# Building your own CNC Router



## Tagwatts (Apr 11, 2012)

I have a very small CNC Router at present. I have found that with all that I am doing and all that I would like to do a larger router would be a nice addition. I have been watching reading and searching the web for a product that I can afford and try and put together myself. I cannot afford at this time, a new CNC. of the size I would like to have. I am now looking to build my own.
Questions:
1. Has any one already built a CNC Router?
2. What model and kind did you purchase?
3. How hard was it to put together?
4. Has any one purchased a CNC called (X-Carve)?
5. If you have purchased the X-Carve, are you happy with it?
A. If you have purchased this brand, would you do so again and what recommendations do you have?
Any information will and would be most welcome. 
Thank You, 
Tagwatts1


----------



## BalloonEngineer (Mar 27, 2009)

The x-carve is popular, but still pretty lightweight and can only take fairly shallow cuts. Probably not a huge step up in capabilities from what you have now. I’d hold off and make a bigger step up. How big a cutting area do you want?
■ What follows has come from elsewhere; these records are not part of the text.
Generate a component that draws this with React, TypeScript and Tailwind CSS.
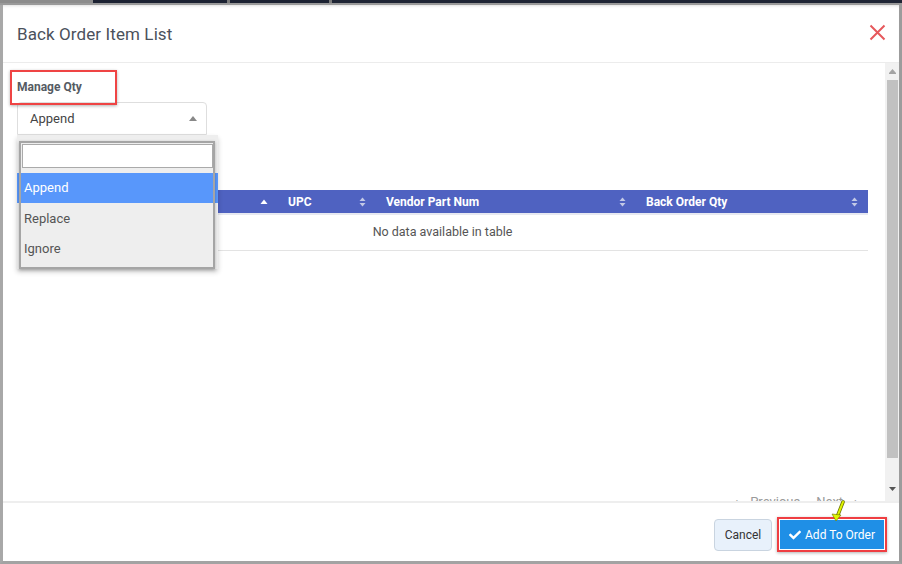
import { FaCheck } from "react-icons/fa";

function SortBoth() {
  return (
    <svg width="7" height="10" viewBox="0 0 7 10" className="shrink-0">
      <path d="M3.5 0.5 L6.5 4 L0.5 4 Z" fill="#c3c9e6" />
      <path d="M3.5 9.5 L6.5 6 L0.5 6 Z" fill="#c3c9e6" />
    </svg>
  );
}

function SortUp() {
  return (
    <svg width="8" height="6" viewBox="0 0 8 6" className="shrink-0">
      <path d="M4 0.5 L7.5 5 L0.5 5 Z" fill="#ffffff" />
    </svg>
  );
}

const columns = [
  { label: "", width: "w-[261px]", up: true },
  { label: "UPC", width: "w-[98px]", up: false },
  { label: "Vendor Part Num", width: "w-[260px]", up: false },
  { label: "Back Order Qty", width: "flex-1", up: false },
];

export default function App() {
  return (
    <div className="relative w-[902px] h-[564px] flex flex-col bg-white overflow-hidden font-['Roboto','Liberation_Sans',sans-serif]">
      {/* screen strip above the modal */}
      <div className="h-[3px] flex shrink-0">
        <div className="w-[93px] bg-[#8c8c8c]" />
        <div className="w-[134px] bg-[#1c2232]" />
        <div className="w-[3px] bg-[#7a7a7a]" />
        <div className="w-[99px] bg-[#1c2232]" />
        <div className="w-[3px] bg-[#7a7a7a]" />
        <div className="flex-1 bg-[#1f2535]" />
      </div>
      <div className="h-[2px] bg-[#9a9a9a] shrink-0" />

      <div className="flex-1 flex flex-col border-l-[3px] border-r-[3px] border-b-[3px] border-l-[#a8a8a8] border-r-[#9c9c9c] border-b-[#a3a3a3] min-h-0">
        {/* header */}
        <div className="h-[58px] shrink-0 flex items-center justify-between pt-[2px] pl-[14px] pr-[13px] border-b border-[#ececec] shadow-[inset_0_3px_3px_-2px_rgba(0,0,0,0.12)]">
          <h1 className="text-[17px] text-[#4b515c] tracking-[0.1px]">Back Order Item List</h1>
          <svg width="17" height="17" viewBox="0 0 17 17" className="mt-[-4px]">
            <path d="M1.5 1.5 L15.5 15.5 M15.5 1.5 L1.5 15.5" stroke="#e6585c" strokeWidth="2" />
          </svg>
        </div>

        {/* body */}
        <div className="relative h-[438px] shrink-0 flex overflow-hidden">
          <div className="flex-1 flex flex-col pl-[14px] pr-[16px] pt-[16px]">
            <div className="h-[16px] text-[12px] font-bold text-[#555b63] leading-[16px]">Manage Qty</div>

            <div className="relative mt-[7px] w-[190px]">
              <div className="h-[33px] flex items-center justify-between pl-[12px] pr-[9px] border border-[#dedede] rounded-t-[4px] bg-white">
                <span className="text-[13px] text-[#444]">Append</span>
                <svg width="8" height="5" viewBox="0 0 8 5">
                  <path d="M4 0 L8 5 L0 5 Z" fill="#888" />
                </svg>
              </div>

              {/* open dropdown */}
              <div className="absolute left-0 top-full z-20 w-[201px] h-[134px] bg-[#eeeeee] shadow-[0_3px_5px_rgba(0,0,0,0.2)] pt-[9px]">
                <div className="mx-[5px] h-[24px] bg-white border border-[#aaaaaa]" />
                <div className="mt-[5px] h-[30px] flex items-center pl-[7px] bg-[#5897fb] text-white text-[13px]">Append</div>
                <div className="h-[31px] flex items-center pl-[7px] text-[#555] text-[13px]">Replace</div>
                <div className="h-[30px] flex items-center pl-[7px] text-[#555] text-[13px]">Ignore</div>
                <div className="absolute left-[2px] top-[6px] right-[3px] bottom-0 border-2 border-[#a5a5a5] shadow-[0_1px_3px_rgba(0,0,0,0.25)] pointer-events-none" />
              </div>
            </div>

            {/* table */}
            <div className="mt-[55px] w-[851px]">
              <div className="h-[23px] flex bg-[#4f62c1] text-white text-[12px] font-bold">
                {columns.map((c, i) => (
                  <div key={i} className={`${c.width} flex items-center justify-between pl-[10px] pr-[10px]`}>
                    <span>{c.label}</span>
                    {c.up ? <SortUp /> : <SortBoth />}
                  </div>
                ))}
              </div>
              <div className="h-[2px] bg-[#e7e9f1]" />
              <div className="h-[36px] flex items-center justify-center text-[12.5px] text-[#555] border-b border-[#e3e3e3]">
                No data available in table
              </div>
            </div>

            <div className="mt-[236px] w-[851px] h-[2px] bg-[#e4e4e4]" />
            <div className="mt-[5px] w-[851px] flex justify-end items-baseline pr-[10px] text-[13px] text-[#9a9a9a]">
              <span>‹</span>
              <span className="ml-[12px]">Previous</span>
              <span className="ml-[16px]">Next</span>
              <span className="ml-[11px]">›</span>
            </div>
          </div>

          {/* scrollbar */}
          <div className="w-[14px] shrink-0 bg-[#f1f1f1] flex flex-col items-center">
            <div className="h-[17px] flex items-center justify-center">
              <svg width="7" height="5" viewBox="0 0 7 5">
                <path d="M3.5 0 L7 4 L0 4 Z" fill="#a3a3a3" />
                <rect x="0" y="4" width="7" height="1" fill="#a3a3a3" />
              </svg>
            </div>
            <div className="w-[11px] h-[378px] bg-[#c1c1c1]" />
            <div className="flex-1" />
            <div className="h-[20px] flex items-start justify-center pt-[6px]">
              <svg width="7" height="4" viewBox="0 0 7 4">
                <path d="M0 0 L7 0 L3.5 4 Z" fill="#555" />
              </svg>
            </div>
          </div>

          {/* annotation around label */}
          <div className="absolute left-[7px] top-[7px] w-[107px] h-[35px] border-2 border-[#ef4444] shadow-[0_1px_3px_rgba(0,0,0,0.3)] pointer-events-none" />
        </div>

        {/* footer */}
        <div className="flex-1 flex items-center justify-end gap-[5px] pt-[5px] pr-[12px] border-t-2 border-[#eeeeee]">
          <button className="h-[32px] w-[58px] rounded-[4px] bg-[#e8f1fb] border border-[#c9d4e0] text-[12px] text-[#333]">
            Cancel
          </button>
          <div className="border-2 border-[#ef3e42] p-px shadow-[0_1px_3px_rgba(0,0,0,0.3)]">
            <button className="h-[29px] w-[104px] flex items-center justify-center gap-[4px] bg-[#1f8fe6] text-white text-[12px]">
              <FaCheck className="w-[12px] h-[12px]" />
              Add To Order
            </button>
          </div>
        </div>
      </div>

      {/* pointer arrow annotation */}
      <svg className="absolute left-[828px] top-[500px] z-30" width="20" height="24" viewBox="0 0 20 24">
        <path d="M15 2 L9.5 16" stroke="#6b7200" strokeWidth="3.5" strokeLinecap="round" />
        <path d="M15 2 L9.5 16" stroke="#dff500" strokeWidth="2" strokeLinecap="round" />
        <path d="M4 14 L8 21 L13 15 Z" fill="#dff500" stroke="#6b7200" strokeWidth="0.6" />
      </svg>
    </div>
  );
}
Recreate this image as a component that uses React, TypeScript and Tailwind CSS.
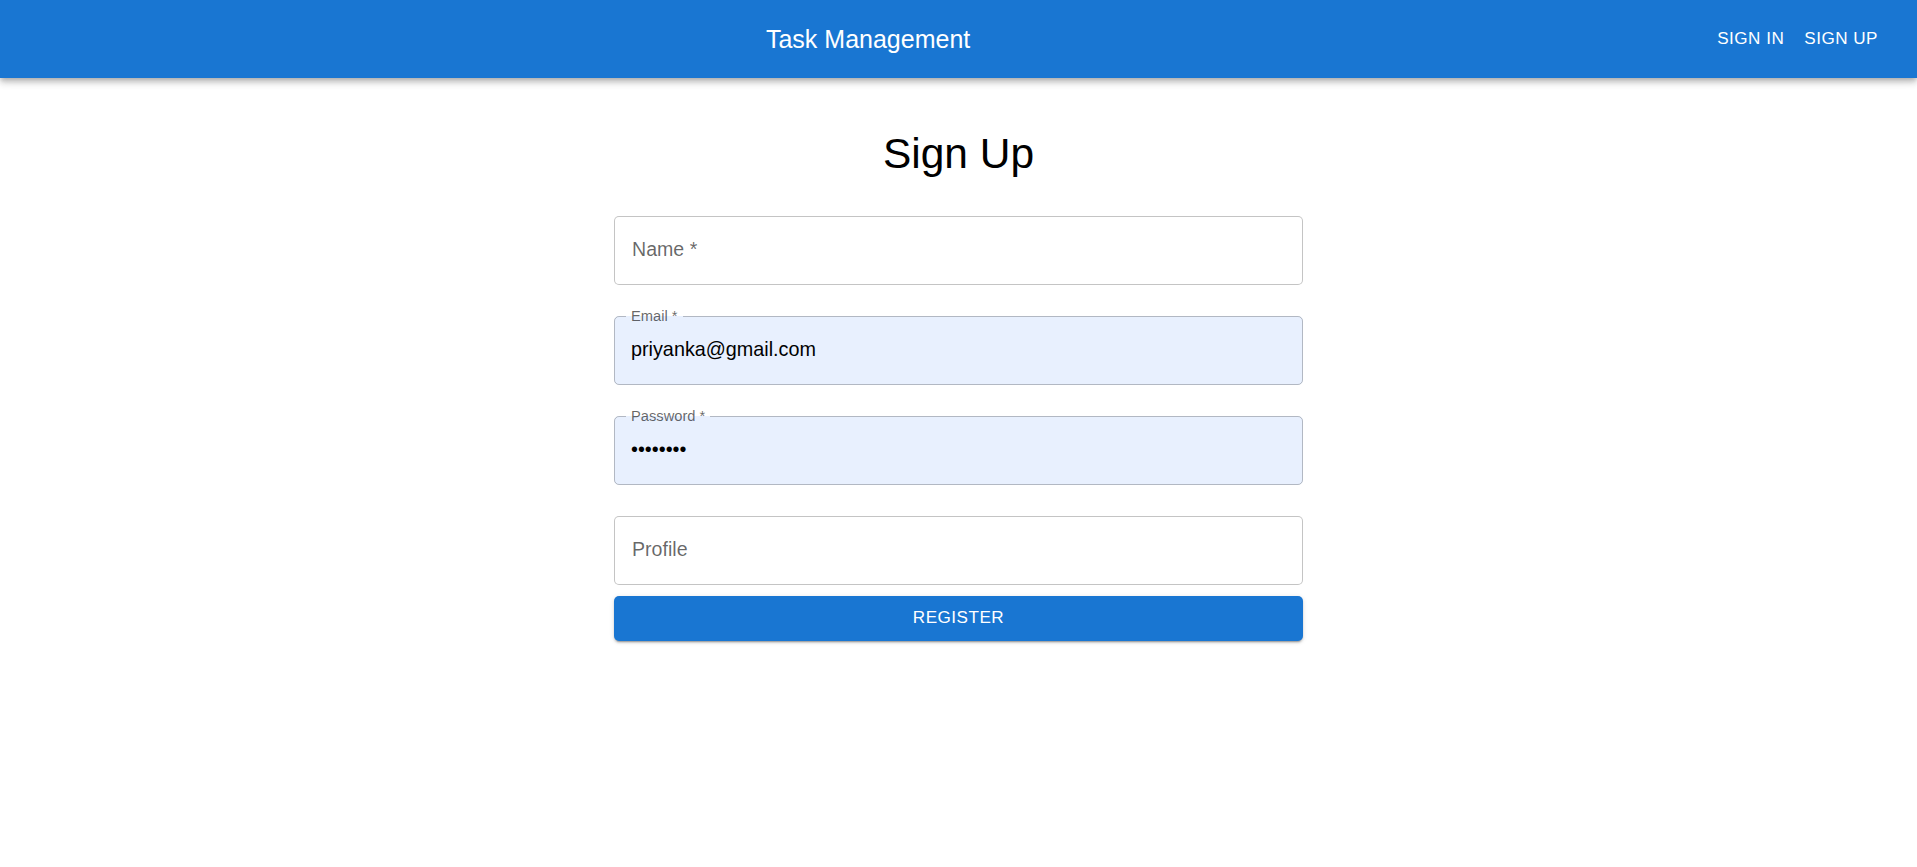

Popular kits here the CNC Router Parts ones (2’x4’ up to 4’x8’) and Fine Line Automation Saturn series. These are probably $3k and up, and are very capable. 

I built my own, my own design. Got a great deal on some surplus 8020 extrusions that kept my costs way down, under $3k for 50”x60” cut area (can fit a 4’x8’ sheet and “tile” that size design. I posted some photos here http://www.routerforums.com/cnc-routing/113954-diy-cnc-router-original-design.html. For me it was an enjoyable and educational project but I spent several months researching. If “building” a CNC from scratch is not appealing, assembling a kit may be less intimidating.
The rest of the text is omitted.